» INSTRUCTIONS FOR THE TASK
Quote the listing below in its entirety, omitting every image.

┄┄┄┄┄┄┄┄┄┄┄┄┄┄┄┄┄┄┄┄

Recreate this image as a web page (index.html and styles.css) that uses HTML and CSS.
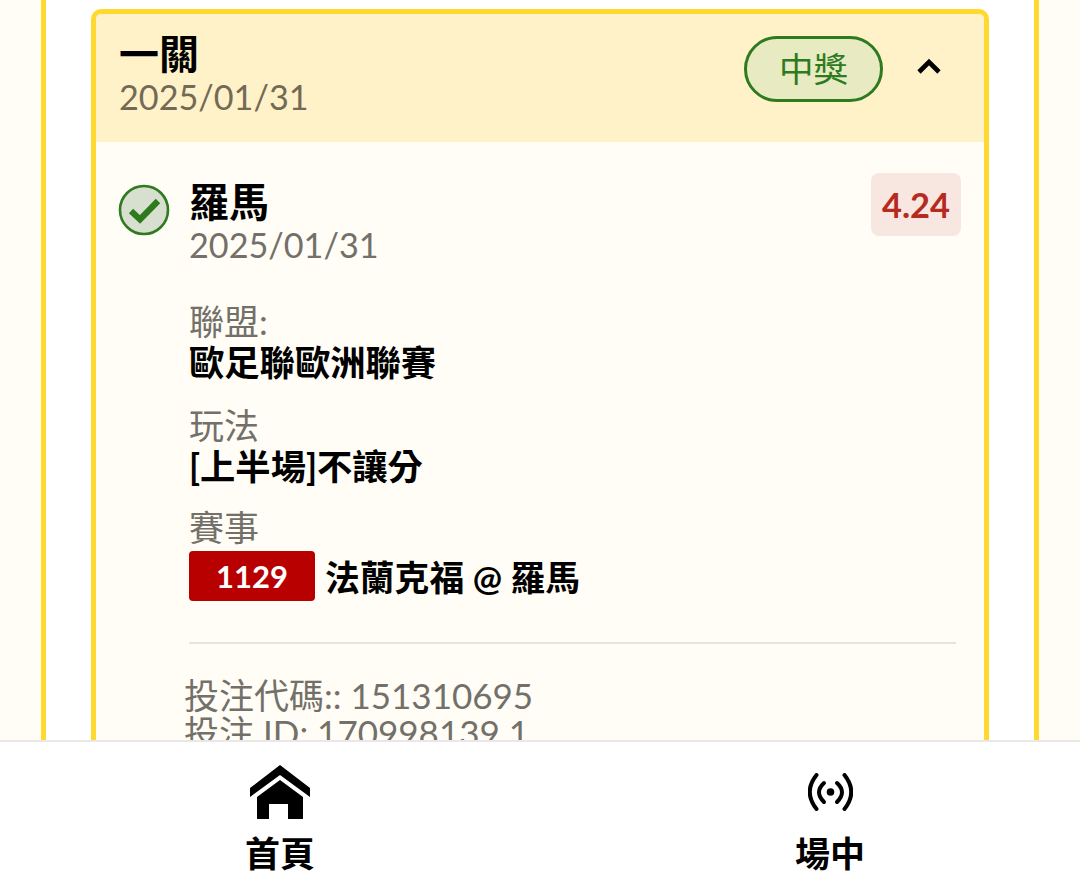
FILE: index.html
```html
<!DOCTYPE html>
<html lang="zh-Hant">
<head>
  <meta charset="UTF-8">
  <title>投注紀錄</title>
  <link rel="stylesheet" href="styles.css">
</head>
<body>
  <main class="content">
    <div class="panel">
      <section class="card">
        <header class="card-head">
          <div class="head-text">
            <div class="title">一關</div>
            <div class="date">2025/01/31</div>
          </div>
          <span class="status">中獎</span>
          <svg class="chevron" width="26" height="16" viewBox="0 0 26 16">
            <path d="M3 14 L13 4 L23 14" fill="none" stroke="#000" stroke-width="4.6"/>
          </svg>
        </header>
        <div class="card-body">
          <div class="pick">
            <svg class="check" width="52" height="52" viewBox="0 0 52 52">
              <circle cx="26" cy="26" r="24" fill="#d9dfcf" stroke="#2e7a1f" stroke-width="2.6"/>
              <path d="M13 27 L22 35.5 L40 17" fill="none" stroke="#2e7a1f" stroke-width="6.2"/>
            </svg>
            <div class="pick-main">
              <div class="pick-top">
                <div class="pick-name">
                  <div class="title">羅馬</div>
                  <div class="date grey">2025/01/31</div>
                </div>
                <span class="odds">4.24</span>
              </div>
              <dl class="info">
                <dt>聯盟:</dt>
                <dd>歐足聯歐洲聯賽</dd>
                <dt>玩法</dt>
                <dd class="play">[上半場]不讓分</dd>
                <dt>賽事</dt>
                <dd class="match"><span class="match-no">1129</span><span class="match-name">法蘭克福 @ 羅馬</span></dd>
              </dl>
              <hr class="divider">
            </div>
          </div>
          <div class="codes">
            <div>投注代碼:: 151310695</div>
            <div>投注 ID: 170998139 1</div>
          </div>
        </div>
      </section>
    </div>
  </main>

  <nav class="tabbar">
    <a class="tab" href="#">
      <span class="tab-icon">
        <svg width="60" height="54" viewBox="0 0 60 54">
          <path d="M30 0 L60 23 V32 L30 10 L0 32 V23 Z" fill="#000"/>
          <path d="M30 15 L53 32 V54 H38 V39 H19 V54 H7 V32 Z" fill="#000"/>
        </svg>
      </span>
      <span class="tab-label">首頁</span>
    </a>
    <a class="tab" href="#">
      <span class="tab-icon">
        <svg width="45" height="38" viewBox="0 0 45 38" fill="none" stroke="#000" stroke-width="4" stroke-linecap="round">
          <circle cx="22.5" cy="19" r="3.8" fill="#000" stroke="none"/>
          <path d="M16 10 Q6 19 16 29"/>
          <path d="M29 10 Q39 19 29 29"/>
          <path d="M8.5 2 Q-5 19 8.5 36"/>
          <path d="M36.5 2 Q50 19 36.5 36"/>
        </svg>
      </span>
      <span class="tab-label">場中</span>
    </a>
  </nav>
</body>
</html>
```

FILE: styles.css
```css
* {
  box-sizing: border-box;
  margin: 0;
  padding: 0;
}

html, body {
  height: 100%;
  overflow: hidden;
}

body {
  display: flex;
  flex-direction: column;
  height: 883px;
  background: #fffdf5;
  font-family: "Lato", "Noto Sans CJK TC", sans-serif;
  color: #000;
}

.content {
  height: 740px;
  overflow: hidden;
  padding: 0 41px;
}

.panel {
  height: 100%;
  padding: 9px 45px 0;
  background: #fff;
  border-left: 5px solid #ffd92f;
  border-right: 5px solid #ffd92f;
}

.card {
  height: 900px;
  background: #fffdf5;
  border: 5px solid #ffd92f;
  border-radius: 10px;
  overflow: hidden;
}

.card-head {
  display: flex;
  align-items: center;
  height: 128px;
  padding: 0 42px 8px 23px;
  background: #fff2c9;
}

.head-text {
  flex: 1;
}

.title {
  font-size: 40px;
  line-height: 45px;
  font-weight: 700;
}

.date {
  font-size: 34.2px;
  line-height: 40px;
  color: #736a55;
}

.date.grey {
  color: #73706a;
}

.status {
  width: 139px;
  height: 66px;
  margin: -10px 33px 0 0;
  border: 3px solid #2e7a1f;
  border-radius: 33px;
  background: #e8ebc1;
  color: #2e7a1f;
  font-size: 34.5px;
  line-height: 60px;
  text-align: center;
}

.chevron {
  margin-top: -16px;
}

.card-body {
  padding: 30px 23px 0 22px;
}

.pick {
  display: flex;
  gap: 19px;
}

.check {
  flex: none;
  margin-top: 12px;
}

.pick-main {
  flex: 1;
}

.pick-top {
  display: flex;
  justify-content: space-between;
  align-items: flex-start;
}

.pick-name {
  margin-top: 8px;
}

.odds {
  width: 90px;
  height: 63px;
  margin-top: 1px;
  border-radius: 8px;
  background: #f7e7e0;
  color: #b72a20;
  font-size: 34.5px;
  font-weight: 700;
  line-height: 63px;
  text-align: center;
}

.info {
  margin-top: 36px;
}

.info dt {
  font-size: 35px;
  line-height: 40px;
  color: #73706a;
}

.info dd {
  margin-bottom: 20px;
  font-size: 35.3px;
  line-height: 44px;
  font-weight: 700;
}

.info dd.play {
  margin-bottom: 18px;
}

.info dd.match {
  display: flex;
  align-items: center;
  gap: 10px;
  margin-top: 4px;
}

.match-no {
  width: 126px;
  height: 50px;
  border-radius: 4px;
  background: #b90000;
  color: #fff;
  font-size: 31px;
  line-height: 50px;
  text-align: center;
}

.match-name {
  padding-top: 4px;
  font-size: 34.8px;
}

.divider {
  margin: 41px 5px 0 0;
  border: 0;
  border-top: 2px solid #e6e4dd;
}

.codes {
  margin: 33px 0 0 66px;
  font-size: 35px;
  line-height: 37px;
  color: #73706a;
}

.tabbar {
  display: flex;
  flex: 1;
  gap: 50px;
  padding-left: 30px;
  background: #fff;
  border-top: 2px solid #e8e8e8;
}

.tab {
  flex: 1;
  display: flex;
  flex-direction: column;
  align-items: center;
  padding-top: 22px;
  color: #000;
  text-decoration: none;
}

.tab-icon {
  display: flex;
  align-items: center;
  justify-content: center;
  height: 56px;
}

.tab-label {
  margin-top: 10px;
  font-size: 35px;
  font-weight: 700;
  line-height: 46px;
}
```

┄┄┄┄┄┄┄┄┄┄┄┄┄┄┄┄┄┄┄┄

» WRITTEN SOLUTION
Recreate this image as a web page (index.html and styles.css) that uses HTML and CSS.
FILE: index.html
```html
<!DOCTYPE html>
<html lang="zh-Hant">
<head>
  <meta charset="UTF-8">
  <title>投注紀錄</title>
  <link rel="stylesheet" href="styles.css">
</head>
<body>
  <main class="content">
    <div class="panel">
      <section class="card">
        <header class="card-head">
          <div class="head-text">
            <div class="title">一關</div>
            <div class="date">2025/01/31</div>
          </div>
          <span class="status">中獎</span>
          <svg class="chevron" width="26" height="16" viewBox="0 0 26 16">
            <path d="M3 14 L13 4 L23 14" fill="none" stroke="#000" stroke-width="4.6"/>
          </svg>
        </header>
        <div class="card-body">
          <div class="pick">
            <svg class="check" width="52" height="52" viewBox="0 0 52 52">
              <circle cx="26" cy="26" r="24" fill="#d9dfcf" stroke="#2e7a1f" stroke-width="2.6"/>
              <path d="M13 27 L22 35.5 L40 17" fill="none" stroke="#2e7a1f" stroke-width="6.2"/>
            </svg>
            <div class="pick-main">
              <div class="pick-top">
                <div class="pick-name">
                  <div class="title">羅馬</div>
                  <div class="date grey">2025/01/31</div>
                </div>
                <span class="odds">4.24</span>
              </div>
              <dl class="info">
                <dt>聯盟:</dt>
                <dd>歐足聯歐洲聯賽</dd>
                <dt>玩法</dt>
                <dd class="play">[上半場]不讓分</dd>
                <dt>賽事</dt>
                <dd class="match"><span class="match-no">1129</span><span class="match-name">法蘭克福 @ 羅馬</span></dd>
              </dl>
              <hr class="divider">
            </div>
          </div>
          <div class="codes">
            <div>投注代碼:: 151310695</div>
            <div>投注 ID: 170998139 1</div>
          </div>
        </div>
      </section>
    </div>
  </main>

  <nav class="tabbar">
    <a class="tab" href="#">
      <span class="tab-icon">
        <svg width="60" height="54" viewBox="0 0 60 54">
          <path d="M30 0 L60 23 V32 L30 10 L0 32 V23 Z" fill="#000"/>
          <path d="M30 15 L53 32 V54 H38 V39 H19 V54 H7 V32 Z" fill="#000"/>
        </svg>
      </span>
      <span class="tab-label">首頁</span>
    </a>
    <a class="tab" href="#">
      <span class="tab-icon">
        <svg width="45" height="38" viewBox="0 0 45 38" fill="none" stroke="#000" stroke-width="4" stroke-linecap="round">
          <circle cx="22.5" cy="19" r="3.8" fill="#000" stroke="none"/>
          <path d="M16 10 Q6 19 16 29"/>
          <path d="M29 10 Q39 19 29 29"/>
          <path d="M8.5 2 Q-5 19 8.5 36"/>
          <path d="M36.5 2 Q50 19 36.5 36"/>
        </svg>
      </span>
      <span class="tab-label">場中</span>
    </a>
  </nav>
</body>
</html>
```

FILE: styles.css
```css
* {
  box-sizing: border-box;
  margin: 0;
  padding: 0;
}

html, body {
  height: 100%;
  overflow: hidden;
}

body {
  display: flex;
  flex-direction: column;
  height: 883px;
  background: #fffdf5;
  font-family: "Lato", "Noto Sans CJK TC", sans-serif;
  color: #000;
}

.content {
  height: 740px;
  overflow: hidden;
  padding: 0 41px;
}

.panel {
  height: 100%;
  padding: 9px 45px 0;
  background: #fff;
  border-left: 5px solid #ffd92f;
  border-right: 5px solid #ffd92f;
}

.card {
  height: 900px;
  background: #fffdf5;
  border: 5px solid #ffd92f;
  border-radius: 10px;
  overflow: hidden;
}

.card-head {
  display: flex;
  align-items: center;
  height: 128px;
  padding: 0 42px 8px 23px;
  background: #fff2c9;
}

.head-text {
  flex: 1;
}

.title {
  font-size: 40px;
  line-height: 45px;
  font-weight: 700;
}

.date {
  font-size: 34.2px;
  line-height: 40px;
  color: #736a55;
}

.date.grey {
  color: #73706a;
}

.status {
  width: 139px;
  height: 66px;
  margin: -10px 33px 0 0;
  border: 3px solid #2e7a1f;
  border-radius: 33px;
  background: #e8ebc1;
  color: #2e7a1f;
  font-size: 34.5px;
  line-height: 60px;
  text-align: center;
}

.chevron {
  margin-top: -16px;
}

.card-body {
  padding: 30px 23px 0 22px;
}

.pick {
  display: flex;
  gap: 19px;
}

.check {
  flex: none;
  margin-top: 12px;
}

.pick-main {
  flex: 1;
}

.pick-top {
  display: flex;
  justify-content: space-between;
  align-items: flex-start;
}

.pick-name {
  margin-top: 8px;
}

.odds {
  width: 90px;
  height: 63px;
  margin-top: 1px;
  border-radius: 8px;
  background: #f7e7e0;
  color: #b72a20;
  font-size: 34.5px;
  font-weight: 700;
  line-height: 63px;
  text-align: center;
}

.info {
  margin-top: 36px;
}

.info dt {
  font-size: 35px;
  line-height: 40px;
  color: #73706a;
}

.info dd {
  margin-bottom: 20px;
  font-size: 35.3px;
  line-height: 44px;
  font-weight: 700;
}

.info dd.play {
  margin-bottom: 18px;
}

.info dd.match {
  display: flex;
  align-items: center;
  gap: 10px;
  margin-top: 4px;
}

.match-no {
  width: 126px;
  height: 50px;
  border-radius: 4px;
  background: #b90000;
  color: #fff;
  font-size: 31px;
  line-height: 50px;
  text-align: center;
}

.match-name {
  padding-top: 4px;
  font-size: 34.8px;
}

.divider {
  margin: 41px 5px 0 0;
  border: 0;
  border-top: 2px solid #e6e4dd;
}

.codes {
  margin: 33px 0 0 66px;
  font-size: 35px;
  line-height: 37px;
  color: #73706a;
}

.tabbar {
  display: flex;
  flex: 1;
  gap: 50px;
  padding-left: 30px;
  background: #fff;
  border-top: 2px solid #e8e8e8;
}

.tab {
  flex: 1;
  display: flex;
  flex-direction: column;
  align-items: center;
  padding-top: 22px;
  color: #000;
  text-decoration: none;
}

.tab-icon {
  display: flex;
  align-items: center;
  justify-content: center;
  height: 56px;
}

.tab-label {
  margin-top: 10px;
  font-size: 35px;
  font-weight: 700;
  line-height: 46px;
}
```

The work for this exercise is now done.